RandomGuy, of course it is relevant. Commercial success goes to non-obviousness for one and usefulness for two. Moreover, the argument being made by the bozo gang is that these are not inventions. Then what are they? New machines that are replacing millions of workers (that is automating their work) and we are being told they are not inventions? =><= . Does not make sense to any person trained in science.
Also, your ridiculous analogy with surgeries is a non sequitur as usual. You are comparing a person performing a method with a machine automating a person's job. Shameful that you would even compare the two.
Random does not appear to recognize the battle that has been raging for more than fifty years.
Too bad neither non-obviousness nor usefulness are at issue when the question is did the applicant disclose something.
People can make commercially viable things all day, if they don’t instruct the public how to make it they aren’t getting a patent.
But that wasn’t the point:
“Also, your ridiculous analogy with surgeries is a non sequitur as usual. You are comparing a person performing a method with a machine automating a person’s job. Shameful that you would even compare the two.”
So what? The point was that there is no correllation between making money and whether it is patent worthy. I could trot the Harry Potter series out there for the same principle. Shameful you don’t understand a simple comparison.
Random steps into another beartrap.
Your question of “So what?” shows that you don’t get the fallacies being trumped up. Rather like your comments that show an absence of what Malcolm vomits on these boards. You operate in this vacuum and you really need to understand what is going on about you.
That is ‘so what.’
Yes, you do have a point that a patent is not a guarantee of making money (if that is your point). But you need to understand that you misunderstand what NWPA is criticizing you for.

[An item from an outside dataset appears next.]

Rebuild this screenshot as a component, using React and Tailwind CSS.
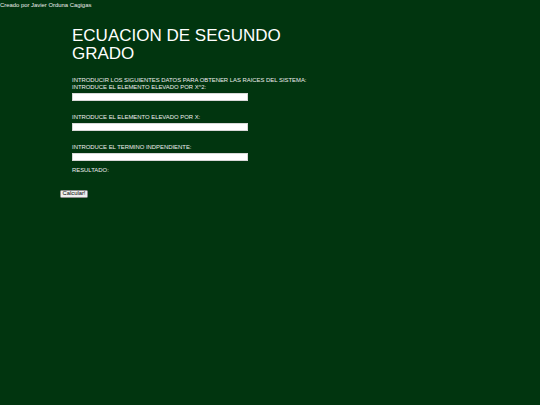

And, the information processing machines are preforming tasks that no human can perform. And yet we are told by the cascade of bozos that if you tilt your head just right and put both hands below your waist and squint that they are really not inventions, and well they capture laws of nature, or they are abstract, or that they are the devil because they are performing the same steps as a human does (and we now have a holding that merely doing mental steps that people do is easy–what?!!!!).
Face, machine, information processing machine is an invention.
“And, the information processing machines are preforming tasks that no human can perform.”
So does Superman.
You keep talking about things that aren’t in the test as if they’re relevant. Whether an item can do something no human can do is irrelevant.
How about we define invention, by oh I don’t know, a disclosure that proves the requirements of the statute?
Random goes SNAP again with “Whether an item can do something no human can do is irrelevant”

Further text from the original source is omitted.